If your medication doesn’t come in a generic form, there are still other ways to save.
For example, if you have insurance, check your provider’s formulary, which is the list of drugs covered by your plan.
Many insurance companies have different “tiers” of medication. Co-pays for some might run as high as $45, whereas a similar medication in a different tier could cost as little as $10 or $20, Cerni said. Check with your doctor or pharmacist about the less expensive option.
In many cases, a physician can prescribe a double-strength dose of an existing medication, which allows the patient to cut the pills in half and stretch them twice as long.
“The most important thing is to stay in touch with your provider,” said Kim Leight, a Tempe-based mental health nurse practitioner. “We don’t cut people off. We have samples, we don’t have as much as we used to, but we really want to continue helping.”

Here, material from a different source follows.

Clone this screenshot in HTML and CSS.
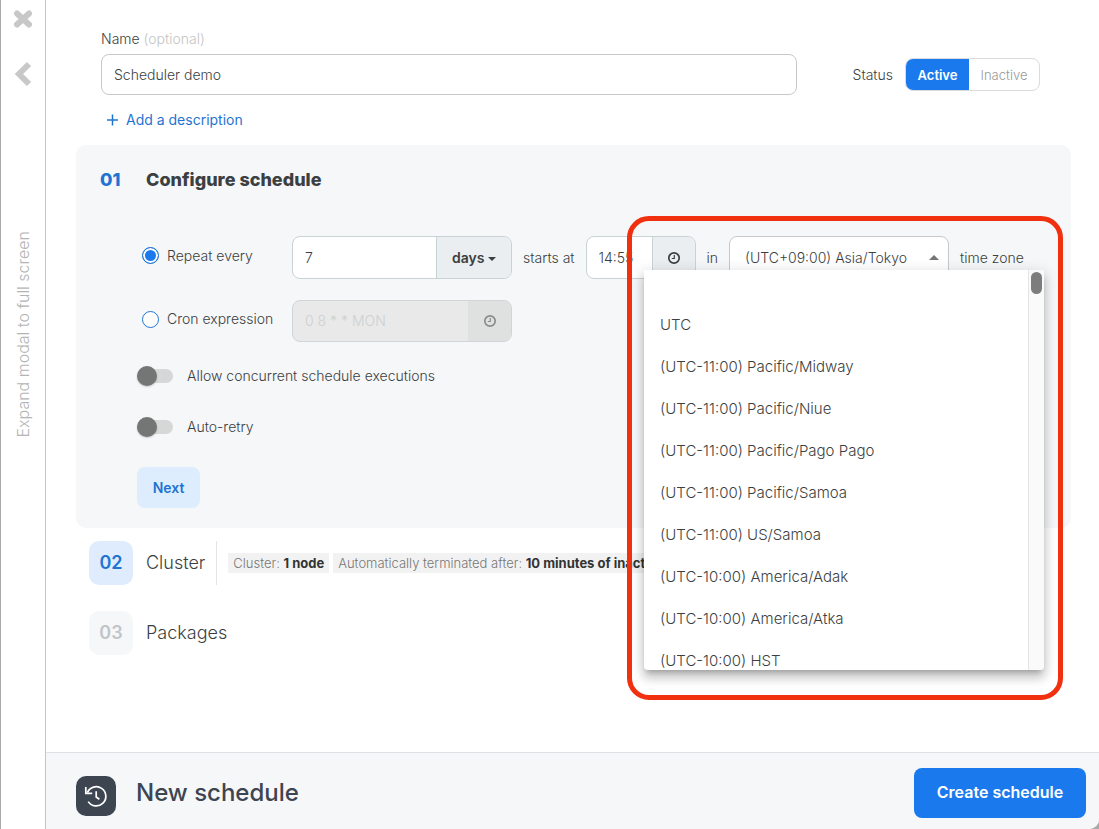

Doctors warn that patients should never stop taking a prescription without consulting with a doctor. They also say people should not skip doses of a prescription or take only half a pill in an attempt to make the medication last longer.
Physicians say that this tactic, which basically gives you half a dose, undermines the medication’s ability to work properly. The results can be deadly, doctors say.
“I had a patient in ICU over the weekend because she decided to stop taking her anti-psychotic. She couldn’t afford it and had a breakdown,” Leight said.
Doctors say that in trying economic times such as these, stress levels skyrocket. That can have a very negative effect on the immune system.
As hard — and even simplistic — as it may sound, physicians say getting adequate amounts of sleep and proper nutrition are among the most important things patients can do to help keep their stress levels in check and their immune system healthy.
The best prevention efforts tend to cost very little.
“I truly believe in preventative care,” Lao said. “It’s so fundamental, but we tend to ignore the basics. And then our immunity goes down, and we get sick.”